Challenge
Copy out all the lines where "this" shows up.
━━━━━━━━
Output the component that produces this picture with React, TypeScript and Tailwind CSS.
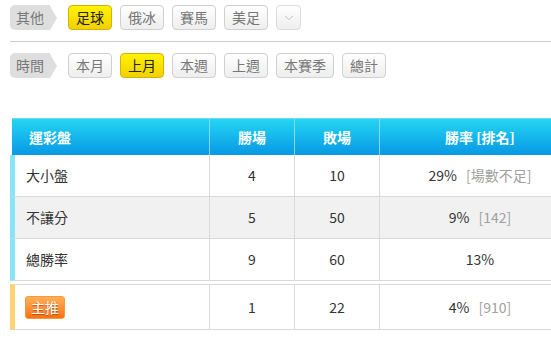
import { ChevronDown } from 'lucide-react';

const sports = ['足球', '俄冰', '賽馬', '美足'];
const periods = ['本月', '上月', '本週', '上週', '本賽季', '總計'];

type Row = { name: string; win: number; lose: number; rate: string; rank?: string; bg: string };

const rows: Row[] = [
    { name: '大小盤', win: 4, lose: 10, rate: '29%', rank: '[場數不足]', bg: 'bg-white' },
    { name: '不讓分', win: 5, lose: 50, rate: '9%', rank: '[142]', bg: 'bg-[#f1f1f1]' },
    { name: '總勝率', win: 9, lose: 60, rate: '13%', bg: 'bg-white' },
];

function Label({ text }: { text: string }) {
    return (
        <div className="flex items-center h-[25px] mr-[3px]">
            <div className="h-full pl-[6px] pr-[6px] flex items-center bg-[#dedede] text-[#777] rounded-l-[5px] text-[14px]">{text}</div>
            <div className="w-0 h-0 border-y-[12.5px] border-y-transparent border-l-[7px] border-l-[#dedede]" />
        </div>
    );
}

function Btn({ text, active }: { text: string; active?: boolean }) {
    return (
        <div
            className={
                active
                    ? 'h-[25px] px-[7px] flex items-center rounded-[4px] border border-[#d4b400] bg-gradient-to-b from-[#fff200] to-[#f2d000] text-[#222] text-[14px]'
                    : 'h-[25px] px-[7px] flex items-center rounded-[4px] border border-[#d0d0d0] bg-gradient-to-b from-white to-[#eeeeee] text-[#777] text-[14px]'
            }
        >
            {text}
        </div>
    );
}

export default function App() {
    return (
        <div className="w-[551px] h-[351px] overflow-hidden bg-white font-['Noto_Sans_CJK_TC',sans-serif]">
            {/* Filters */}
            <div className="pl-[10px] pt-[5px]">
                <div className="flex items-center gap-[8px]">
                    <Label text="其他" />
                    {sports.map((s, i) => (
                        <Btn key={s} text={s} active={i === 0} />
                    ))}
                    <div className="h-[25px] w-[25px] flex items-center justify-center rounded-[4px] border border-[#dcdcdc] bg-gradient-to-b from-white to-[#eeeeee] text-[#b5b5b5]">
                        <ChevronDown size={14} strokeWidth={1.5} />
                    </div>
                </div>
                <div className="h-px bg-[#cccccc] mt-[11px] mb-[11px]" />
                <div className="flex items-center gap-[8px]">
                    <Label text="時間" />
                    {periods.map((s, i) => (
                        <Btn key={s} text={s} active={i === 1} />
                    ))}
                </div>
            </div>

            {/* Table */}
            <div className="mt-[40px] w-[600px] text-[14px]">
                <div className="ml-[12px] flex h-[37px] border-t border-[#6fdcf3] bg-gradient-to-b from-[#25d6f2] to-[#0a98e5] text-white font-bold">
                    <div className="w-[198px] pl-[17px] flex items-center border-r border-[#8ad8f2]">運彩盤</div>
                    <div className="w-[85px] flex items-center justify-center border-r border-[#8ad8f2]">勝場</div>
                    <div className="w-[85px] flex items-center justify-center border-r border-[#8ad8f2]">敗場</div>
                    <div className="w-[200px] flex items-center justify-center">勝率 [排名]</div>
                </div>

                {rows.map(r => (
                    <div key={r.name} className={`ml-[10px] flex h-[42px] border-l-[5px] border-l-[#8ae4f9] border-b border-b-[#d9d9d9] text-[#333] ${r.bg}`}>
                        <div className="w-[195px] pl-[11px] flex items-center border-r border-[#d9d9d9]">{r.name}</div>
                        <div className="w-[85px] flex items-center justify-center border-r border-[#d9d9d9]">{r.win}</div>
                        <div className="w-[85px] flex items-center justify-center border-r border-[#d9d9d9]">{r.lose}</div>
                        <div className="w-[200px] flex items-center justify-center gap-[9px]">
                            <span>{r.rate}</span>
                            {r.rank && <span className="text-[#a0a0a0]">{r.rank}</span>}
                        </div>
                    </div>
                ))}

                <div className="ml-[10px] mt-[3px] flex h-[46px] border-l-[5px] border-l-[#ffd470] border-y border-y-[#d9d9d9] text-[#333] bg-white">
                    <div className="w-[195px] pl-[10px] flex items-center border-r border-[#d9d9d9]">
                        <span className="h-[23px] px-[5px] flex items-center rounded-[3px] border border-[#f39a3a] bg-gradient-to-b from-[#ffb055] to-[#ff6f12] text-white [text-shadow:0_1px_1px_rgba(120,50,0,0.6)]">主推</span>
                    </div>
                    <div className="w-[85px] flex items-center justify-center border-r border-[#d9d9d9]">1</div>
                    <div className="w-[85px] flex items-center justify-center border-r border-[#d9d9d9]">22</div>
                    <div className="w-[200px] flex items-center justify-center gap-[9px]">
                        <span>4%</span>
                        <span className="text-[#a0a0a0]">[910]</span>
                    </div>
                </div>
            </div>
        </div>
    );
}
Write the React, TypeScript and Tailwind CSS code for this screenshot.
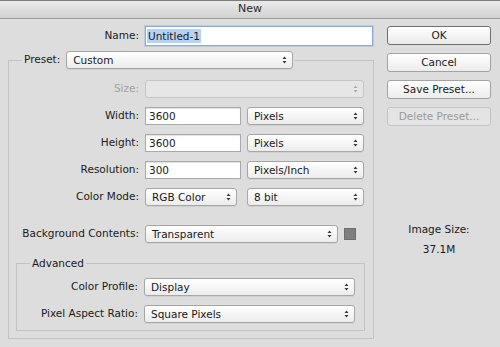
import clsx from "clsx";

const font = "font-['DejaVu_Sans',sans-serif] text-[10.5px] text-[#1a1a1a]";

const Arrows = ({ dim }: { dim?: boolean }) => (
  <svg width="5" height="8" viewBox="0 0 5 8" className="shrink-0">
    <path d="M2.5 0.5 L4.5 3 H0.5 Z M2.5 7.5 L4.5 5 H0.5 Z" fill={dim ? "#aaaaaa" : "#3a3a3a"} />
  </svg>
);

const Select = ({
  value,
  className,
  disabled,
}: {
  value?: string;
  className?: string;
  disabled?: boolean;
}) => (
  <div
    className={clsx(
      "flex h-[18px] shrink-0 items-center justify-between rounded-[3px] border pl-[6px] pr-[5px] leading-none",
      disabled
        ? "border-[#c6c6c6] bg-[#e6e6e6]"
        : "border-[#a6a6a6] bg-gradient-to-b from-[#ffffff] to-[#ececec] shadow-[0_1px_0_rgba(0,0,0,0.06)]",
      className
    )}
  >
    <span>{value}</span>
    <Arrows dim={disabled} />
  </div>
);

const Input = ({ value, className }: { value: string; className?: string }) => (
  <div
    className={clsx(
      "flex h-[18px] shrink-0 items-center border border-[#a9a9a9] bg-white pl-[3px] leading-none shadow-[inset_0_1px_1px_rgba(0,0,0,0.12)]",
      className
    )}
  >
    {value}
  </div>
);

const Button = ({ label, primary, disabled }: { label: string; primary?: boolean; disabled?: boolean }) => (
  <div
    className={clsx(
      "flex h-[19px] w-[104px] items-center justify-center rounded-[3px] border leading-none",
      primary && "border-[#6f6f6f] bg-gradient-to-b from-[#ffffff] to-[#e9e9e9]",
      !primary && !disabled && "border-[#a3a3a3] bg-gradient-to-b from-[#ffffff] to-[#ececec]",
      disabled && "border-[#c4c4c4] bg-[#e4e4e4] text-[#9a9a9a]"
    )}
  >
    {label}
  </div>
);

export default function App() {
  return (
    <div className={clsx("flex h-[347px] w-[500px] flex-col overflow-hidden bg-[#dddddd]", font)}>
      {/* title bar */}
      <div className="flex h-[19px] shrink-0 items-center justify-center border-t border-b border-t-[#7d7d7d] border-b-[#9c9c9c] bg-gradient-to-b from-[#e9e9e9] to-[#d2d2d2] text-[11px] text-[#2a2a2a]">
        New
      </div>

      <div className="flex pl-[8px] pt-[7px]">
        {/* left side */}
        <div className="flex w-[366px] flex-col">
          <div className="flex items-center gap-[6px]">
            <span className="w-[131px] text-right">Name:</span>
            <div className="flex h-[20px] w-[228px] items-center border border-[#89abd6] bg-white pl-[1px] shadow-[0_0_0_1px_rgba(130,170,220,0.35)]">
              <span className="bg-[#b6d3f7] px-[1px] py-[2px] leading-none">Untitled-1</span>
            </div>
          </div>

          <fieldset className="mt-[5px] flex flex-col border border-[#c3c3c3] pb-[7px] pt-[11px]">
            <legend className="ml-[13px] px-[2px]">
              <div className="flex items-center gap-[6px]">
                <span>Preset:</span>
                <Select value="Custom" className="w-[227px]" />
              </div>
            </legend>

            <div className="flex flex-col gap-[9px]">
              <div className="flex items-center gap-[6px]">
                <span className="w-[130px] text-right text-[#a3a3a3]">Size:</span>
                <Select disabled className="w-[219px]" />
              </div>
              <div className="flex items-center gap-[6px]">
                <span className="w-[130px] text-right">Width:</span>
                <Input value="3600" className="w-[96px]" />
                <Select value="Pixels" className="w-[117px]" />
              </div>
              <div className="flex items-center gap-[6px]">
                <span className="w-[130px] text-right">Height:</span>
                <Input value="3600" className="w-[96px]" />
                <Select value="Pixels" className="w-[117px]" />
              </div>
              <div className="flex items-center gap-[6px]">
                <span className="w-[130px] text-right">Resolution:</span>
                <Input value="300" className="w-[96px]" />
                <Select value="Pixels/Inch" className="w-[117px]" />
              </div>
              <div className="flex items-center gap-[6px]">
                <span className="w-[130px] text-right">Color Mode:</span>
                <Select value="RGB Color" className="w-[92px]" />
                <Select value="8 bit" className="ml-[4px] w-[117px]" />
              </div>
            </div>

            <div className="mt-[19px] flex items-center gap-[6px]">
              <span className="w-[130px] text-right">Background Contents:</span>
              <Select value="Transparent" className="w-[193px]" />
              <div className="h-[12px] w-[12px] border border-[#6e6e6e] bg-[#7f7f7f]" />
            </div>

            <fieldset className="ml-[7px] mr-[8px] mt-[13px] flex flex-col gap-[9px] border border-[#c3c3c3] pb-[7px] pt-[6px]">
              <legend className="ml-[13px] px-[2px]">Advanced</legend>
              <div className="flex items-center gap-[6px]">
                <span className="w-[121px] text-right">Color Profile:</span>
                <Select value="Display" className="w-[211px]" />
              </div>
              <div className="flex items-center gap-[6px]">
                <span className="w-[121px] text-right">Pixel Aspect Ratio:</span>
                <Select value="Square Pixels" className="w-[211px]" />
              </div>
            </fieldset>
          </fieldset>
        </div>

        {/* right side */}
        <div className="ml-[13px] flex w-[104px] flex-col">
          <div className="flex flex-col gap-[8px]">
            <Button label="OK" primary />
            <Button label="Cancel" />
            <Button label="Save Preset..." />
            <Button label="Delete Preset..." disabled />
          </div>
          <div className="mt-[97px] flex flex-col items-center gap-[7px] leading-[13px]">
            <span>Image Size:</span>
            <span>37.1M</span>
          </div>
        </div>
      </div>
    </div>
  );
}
━━━━━━━━
Solution
Output the component that produces this picture with React, TypeScript and Tailwind CSS.
Write the React, TypeScript and Tailwind CSS code for this screenshot.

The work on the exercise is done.